Proposed Syntax Change

Pattern2          ::=  InfixPattern ['as' id]

Summary

I have proposed some tweaks to Scala 3, which would increase its usability for modular, type class based, generic programming. The proposed changes are:

1. Allow context bounds over classes that define a Self member type.
2. Add a predefined type alias is.
3. If a type parameter or member T has context bound CB, use T as the default name for the witness of CB.
4. Cleanup Singleton and add a new trait Precise for non-widening instantiation of type variables.,

Conclusion

Generic programming can be expressed in a number of languages.
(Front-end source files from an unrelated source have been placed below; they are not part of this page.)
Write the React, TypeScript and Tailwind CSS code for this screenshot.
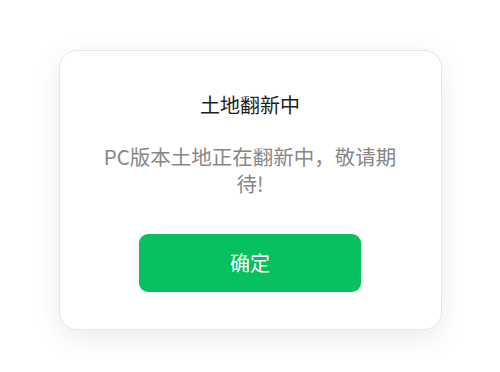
import React from 'react';

const App: React.FC = () => {
  return (
    <div className="min-h-screen w-full bg-white flex justify-center pt-[50px] font-['Noto_Sans_CJK_SC','Noto_Sans',sans-serif]">
      <div className="w-[383px] h-[280px] bg-white rounded-[18px] border border-[#e6e6e6] shadow-[0_8px_28px_rgba(0,0,0,0.08)] pt-10 flex flex-col items-center">
        <h2 className="text-[20px] leading-[28px] text-[#1c1c1c] font-normal">土地翻新中</h2>
        <p className="mt-6 w-[300px] text-[20.5px] leading-[27px] text-[#878787] text-center">PC版本土地正在翻新中，敬请期待!</p>
        <button className="mt-[37px] w-[222px] h-[58px] rounded-[9px] bg-[#07c160] text-white text-[20px] leading-none">确定</button>
      </div>
    </div>
  );
};

export default App;
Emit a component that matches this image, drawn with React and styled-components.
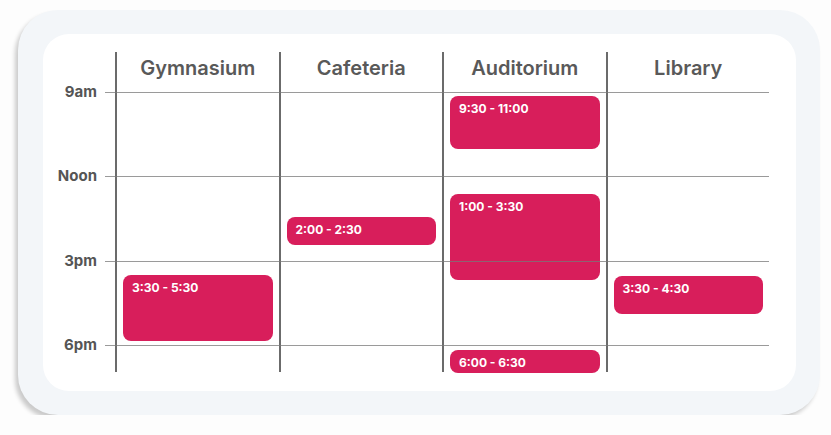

For instance, with type classes in Haskell, or with traits in Rust, or with protocols in Swift, or with concepts in C++. Each of these is constructed from a fairly heavyweight set of new constructs, different from expressions and types. By contrast, equivalent solutions in Scala rely on regular types. Type classes are simply traits that define a Self type member.

The proposed scheme has similar expressiveness to Protocols in Swift or Traits in Rust. Both of these were largely influenced by Jeremy Siek's PdD thesis "A language for generic programming", which was first proposed as a way to implement concepts in C++. C++ did not follow Siek's approach, but Swift and Rust did.

In Siek's thesis and in the formal treatments of Rust and Swift, type class concepts are explained by mapping them to a lower level language of explicit dictionaries with representations for terms and types. Crucially, that lower level is not expressible without loss of granularity in the source language itself, since type representations are mapped to term dictionaries. By contrast, the current proposal expands type class concepts into other well-typed Scala constructs, which ultimately map into well-typed DOT programs. Type classes are simply a convenient notation for something that can already be expressed in Scala. In that sense, we stay true to the philosophy of a scalable language, where a small core can support a large range of advanced use cases.